Route 66, “The Mother Road,” one of the most famous U.S. highways, started in Chicago and ran through Missouri, Kansas, Oklahoma, Texas, New Mexico, Arizona, and California. Gaining popularity during the 1930s as people tried to escape the Dust Bowl, Black Americans also used Route 66 to flee racial violence in the Jim Crow South. Unbeknownst to them, there was no escaping Jim Crow as institutionalized racism is embedded in every part of the country. A year before Route 66 construction began, the Chicago Tribune published an editorial warning Black Americans away from recreational facilities like swimming pools:
“We should be doing no service to the Negroes if we did not point out that to a very large section of the white population the presence of a Negro, however well behaved, among white bathers is an irritation. This may be a regrettable fact to the Negroes, but it is nevertheless a fact, and must be reckoned with … [T]he Negroes could make a definite contribution to good race relationship by remaining away from beaches where their presence is resented.”

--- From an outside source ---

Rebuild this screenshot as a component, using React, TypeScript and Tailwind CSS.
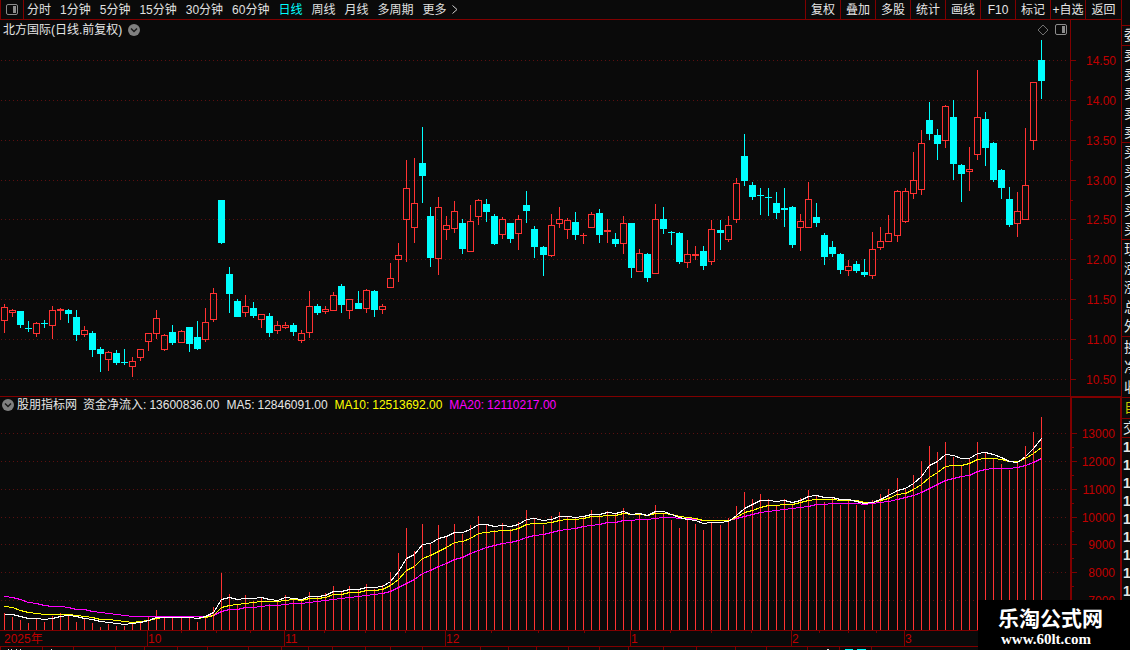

– Chicago Tribune editorial, published on August 29, 1925, via The Atlantic.
Because Route 66 covered over 2,000 miles, various businesses like restaurants, barbershops, gas stations, and motels were along the route, making it possible for travelers to stop for a night’s rest and food – except for Black travelers. Of the eight states along the highway, six had official segregation laws, but all had unofficial rules about race (The Atlantic).
Victor Hugo Green, a Harlem postal worker, created The Negro Motorist Green Book. This travel guide listed motels, taverns, guesthouses, barbershops, beauty salons, restaurants, realtors, and department stores that were safe for Black Americans to patronize without harm. The book included listings for all parts of the country, but Route 66 was the most famous highway. Published from 1936-1966, the Green Book was considered the Bible of Black travel because it prevented the shame of being kicked out of restaurants and listed unsafe designations, like sundown towns (Smithsonian Magazine).
Sundown towns were white-only communities where people of color, specifically Black people, were not allowed to stay past sundown. Mainly created to prevent an influx of Black, Chinese, and Jewish people into white communities from 1890 to 1940, sundown towns were, and still are, symbols of violence (GEN). Black travelers often passed signs that read “Don’t Let the Sun Set on You Here, Understand?” and “Whites Only Within City Limits After Dark.” There were an estimated 10,000 towns like these in 1970 (Tolerance.org).
A common practice among Black men with nice cars was to lie to police officers when asked if the vehicle they were driving was theirs. White vigilantes and police officers found it offensive if a Black man owned a fancier car or if they misinterpreted that he was trying to upstage them. To protect their family from violence, Black men often kept a chauffeur hat in the car as a decoy to avoid trouble if they got stopped (The Atlantic).
The HBO series Lovecraft Country illustrates the psychological warfare Black Americans endured daily under America’s unique form of racism. From psychological violence by police officers, racist signage, and refusal of service, the show captures how mortifying, debilitating, and dehumanizing segregation, sundown towns, and Jim Crow were, and still are, today. And the importance of a green book or Black traveler guide is evident when we think about the hunting and murder of Ahmaud Arbery.
It’s easy to brush off the racial history of sundown towns as just an injustice of the past. However, we should remember that Black men are still being lynched in America, and the byproducts of these racial expulsions and cleansing can be seen in predominately-white neighborhoods and policing.
In 2017, NAACP issued a travel advisory for Missouri urging visitors and residents “to travel with extreme CAUTION “because “race, gender and color based crimes have a long history in Missouri” (NAACP). The advisory cited the deaths of Black men by law enforcement and how Black people in the state are 75% more likely than white people to be stopped for traffic violations as reasoning. And every night, a former sundown town in Nevada still sounds the red siren once used to alert Native Americans and non-white people to leave the town before nightfall, despite requests by tribal members in the community to stop (Denver Post).
We are far from a post-racial society. With racial injustices in full view, Black travelers are creating the necessary resources to keep other Black people safe domestically and internationally (Travel + Leisure). Former sundown towns continue to have overwhelming white demographics and often exhibit de facto racial exclusion. And politicians from both parties appealed to white supremacist ideas in the midterms by announcing their intention to “fund the police” in the face of a fictitious crime wave (The Appeal). We can’t understand the society we live in, much less improve it for the benefit of us all, if we don’t understand how prejudice and state-sponsored violence have formed the map of our country.
• White-only sundown towns were dangerous for Black travelers.
• People of color were removed through violence and intimidation.
• Police were and still are used to “protect” white spaces and communities from minorities.